After a brief look at my toe we discussed my life; seemingly based on his presumptions. Was I certain my partner was faithful? How many times a week did I take ecstasy or smoke weed? I was asked how many sexual partners I have currently or have had after saying I had been in a monogamous relationship for over two years.

He read aloud from an abridged diary he had written me; a life full of hard work, partying and sexual, drug-fuelled adventures. I was told I was going to lead a very sad life, ultimately ending up alone with no family or real friends – but free to live a selfish, materialistic, hedonistic existence unencumbered by any of the restraints of child rearing and real responsibility. With regards to my toe, he said to file it down with a nail file from my bathroom cupboard.

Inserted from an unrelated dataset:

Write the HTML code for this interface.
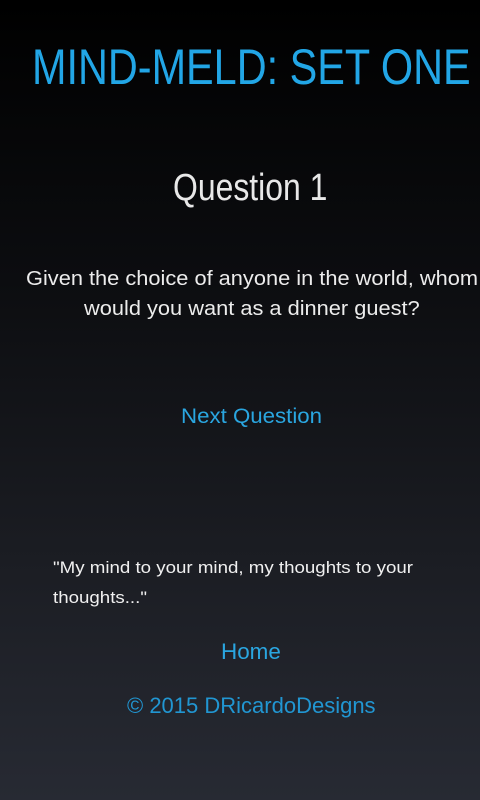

A Million Bucks is a snapshot of my doctor’s assumptions of who I am and where I am headed based on tired and ghettoized ideas about what gay people are supposed to be; a formulation in which art and objects of desire have replaced tangible, everyday objects or memories of the individual.

Justin Hinder

In A Million Bucks Hinder reflects on his domestic life and the importance of the artists with whom and art works with which he has formed ties. The installation reflects on his desire to possess works from each of these artists, instating an art promiscuity in place of a sexual one. The works channel a grunge aesthetic, a ‘realness’ with a nod to notions of fashion and luxury: from Lou Hubbard’s Persol-Persol – designer glasses on Georg Jensen coasters – to Kate Smith’s busy abstract painting Fonda with Dog.